*Task directions*
Copy exactly, please, the lines of the data from its start through the line containing "string[]; note?: Note".
┄┄┄┄┄┄
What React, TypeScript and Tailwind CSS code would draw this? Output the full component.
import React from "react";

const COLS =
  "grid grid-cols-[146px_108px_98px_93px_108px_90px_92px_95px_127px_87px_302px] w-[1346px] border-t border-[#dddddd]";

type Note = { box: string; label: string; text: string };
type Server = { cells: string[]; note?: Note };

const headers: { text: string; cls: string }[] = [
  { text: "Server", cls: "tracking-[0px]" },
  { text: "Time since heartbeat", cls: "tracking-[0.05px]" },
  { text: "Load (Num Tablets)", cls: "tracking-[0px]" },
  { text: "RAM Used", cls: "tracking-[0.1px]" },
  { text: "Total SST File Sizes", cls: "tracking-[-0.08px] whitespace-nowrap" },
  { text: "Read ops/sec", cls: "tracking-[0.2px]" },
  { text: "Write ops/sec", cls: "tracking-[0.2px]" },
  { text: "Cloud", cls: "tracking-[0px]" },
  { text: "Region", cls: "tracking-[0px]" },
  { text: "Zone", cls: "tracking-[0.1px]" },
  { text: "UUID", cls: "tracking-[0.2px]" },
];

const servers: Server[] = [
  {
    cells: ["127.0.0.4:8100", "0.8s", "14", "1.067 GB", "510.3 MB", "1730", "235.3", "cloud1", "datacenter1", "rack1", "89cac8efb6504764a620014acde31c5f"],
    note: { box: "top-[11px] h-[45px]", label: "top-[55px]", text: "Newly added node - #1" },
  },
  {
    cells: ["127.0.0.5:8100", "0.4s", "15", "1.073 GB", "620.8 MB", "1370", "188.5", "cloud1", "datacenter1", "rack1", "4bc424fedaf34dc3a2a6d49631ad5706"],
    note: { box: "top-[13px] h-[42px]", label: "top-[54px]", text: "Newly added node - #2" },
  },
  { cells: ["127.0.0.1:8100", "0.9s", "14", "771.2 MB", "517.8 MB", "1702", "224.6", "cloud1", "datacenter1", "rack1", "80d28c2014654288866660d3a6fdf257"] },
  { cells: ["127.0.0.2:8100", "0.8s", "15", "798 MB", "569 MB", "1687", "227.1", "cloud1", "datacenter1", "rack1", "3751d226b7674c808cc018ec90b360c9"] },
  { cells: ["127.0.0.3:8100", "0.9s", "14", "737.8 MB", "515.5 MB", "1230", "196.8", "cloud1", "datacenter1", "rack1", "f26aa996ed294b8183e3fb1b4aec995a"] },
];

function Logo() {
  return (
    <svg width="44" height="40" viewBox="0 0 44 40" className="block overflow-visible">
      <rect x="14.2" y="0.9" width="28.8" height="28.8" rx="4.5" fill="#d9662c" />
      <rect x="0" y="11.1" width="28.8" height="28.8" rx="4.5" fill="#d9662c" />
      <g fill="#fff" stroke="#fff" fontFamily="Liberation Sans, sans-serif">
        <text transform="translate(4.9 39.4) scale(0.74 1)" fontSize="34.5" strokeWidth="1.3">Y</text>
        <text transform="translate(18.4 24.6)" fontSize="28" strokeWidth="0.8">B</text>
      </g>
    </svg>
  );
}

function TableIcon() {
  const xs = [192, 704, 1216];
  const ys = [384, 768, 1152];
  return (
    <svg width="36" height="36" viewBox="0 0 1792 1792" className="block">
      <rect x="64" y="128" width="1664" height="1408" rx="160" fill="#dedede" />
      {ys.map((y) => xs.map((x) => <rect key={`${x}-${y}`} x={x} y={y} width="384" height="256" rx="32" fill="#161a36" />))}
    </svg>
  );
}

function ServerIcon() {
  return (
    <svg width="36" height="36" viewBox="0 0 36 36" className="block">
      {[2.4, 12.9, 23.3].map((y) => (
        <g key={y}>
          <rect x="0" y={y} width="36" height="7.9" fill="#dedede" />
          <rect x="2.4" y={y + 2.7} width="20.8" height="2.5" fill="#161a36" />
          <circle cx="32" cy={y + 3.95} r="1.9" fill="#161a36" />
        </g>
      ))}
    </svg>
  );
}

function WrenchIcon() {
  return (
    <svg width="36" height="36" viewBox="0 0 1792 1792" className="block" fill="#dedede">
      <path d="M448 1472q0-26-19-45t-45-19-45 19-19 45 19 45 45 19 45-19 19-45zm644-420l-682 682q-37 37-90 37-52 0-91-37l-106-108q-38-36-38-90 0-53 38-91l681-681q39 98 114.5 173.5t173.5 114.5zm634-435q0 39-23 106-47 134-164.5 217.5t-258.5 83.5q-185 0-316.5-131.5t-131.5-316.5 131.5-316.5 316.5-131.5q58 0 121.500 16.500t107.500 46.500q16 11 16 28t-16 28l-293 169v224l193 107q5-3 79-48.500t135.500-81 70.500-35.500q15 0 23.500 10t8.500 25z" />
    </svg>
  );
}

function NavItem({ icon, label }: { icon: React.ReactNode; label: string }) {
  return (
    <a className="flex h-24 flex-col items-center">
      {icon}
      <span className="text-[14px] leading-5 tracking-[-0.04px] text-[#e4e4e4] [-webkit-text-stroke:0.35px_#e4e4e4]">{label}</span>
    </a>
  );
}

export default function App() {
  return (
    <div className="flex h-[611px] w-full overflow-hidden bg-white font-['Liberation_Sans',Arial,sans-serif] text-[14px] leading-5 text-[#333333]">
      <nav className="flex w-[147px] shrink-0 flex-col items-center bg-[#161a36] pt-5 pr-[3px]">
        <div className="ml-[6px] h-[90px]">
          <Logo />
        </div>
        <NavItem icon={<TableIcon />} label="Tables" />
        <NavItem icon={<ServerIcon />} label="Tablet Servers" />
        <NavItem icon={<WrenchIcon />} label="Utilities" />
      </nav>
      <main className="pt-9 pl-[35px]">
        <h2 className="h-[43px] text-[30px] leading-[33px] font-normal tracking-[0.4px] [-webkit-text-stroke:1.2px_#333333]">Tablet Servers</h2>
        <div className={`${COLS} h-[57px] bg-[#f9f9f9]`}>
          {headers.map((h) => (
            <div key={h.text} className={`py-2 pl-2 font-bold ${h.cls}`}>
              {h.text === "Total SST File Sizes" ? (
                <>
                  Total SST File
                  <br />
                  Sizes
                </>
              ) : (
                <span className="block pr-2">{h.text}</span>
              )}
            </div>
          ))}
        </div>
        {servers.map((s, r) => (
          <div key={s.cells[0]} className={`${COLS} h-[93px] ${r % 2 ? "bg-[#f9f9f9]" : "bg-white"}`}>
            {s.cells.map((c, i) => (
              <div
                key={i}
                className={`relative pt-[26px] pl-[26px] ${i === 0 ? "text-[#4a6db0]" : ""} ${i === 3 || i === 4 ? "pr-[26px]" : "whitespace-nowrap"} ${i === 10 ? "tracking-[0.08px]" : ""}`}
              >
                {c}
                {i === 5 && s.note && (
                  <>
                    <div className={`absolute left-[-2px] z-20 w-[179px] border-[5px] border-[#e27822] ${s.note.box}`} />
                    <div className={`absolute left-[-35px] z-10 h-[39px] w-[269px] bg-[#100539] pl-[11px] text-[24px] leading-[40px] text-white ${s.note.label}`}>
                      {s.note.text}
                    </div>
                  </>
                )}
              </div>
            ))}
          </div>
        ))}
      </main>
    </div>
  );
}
┄┄┄┄┄┄
*Problem solution*
What React, TypeScript and Tailwind CSS code would draw this? Output the full component.
import React from "react";

const COLS =
  "grid grid-cols-[146px_108px_98px_93px_108px_90px_92px_95px_127px_87px_302px] w-[1346px] border-t border-[#dddddd]";

type Note = { box: string; label: string; text: string };
type Server = { cells: string[]; note?: Note };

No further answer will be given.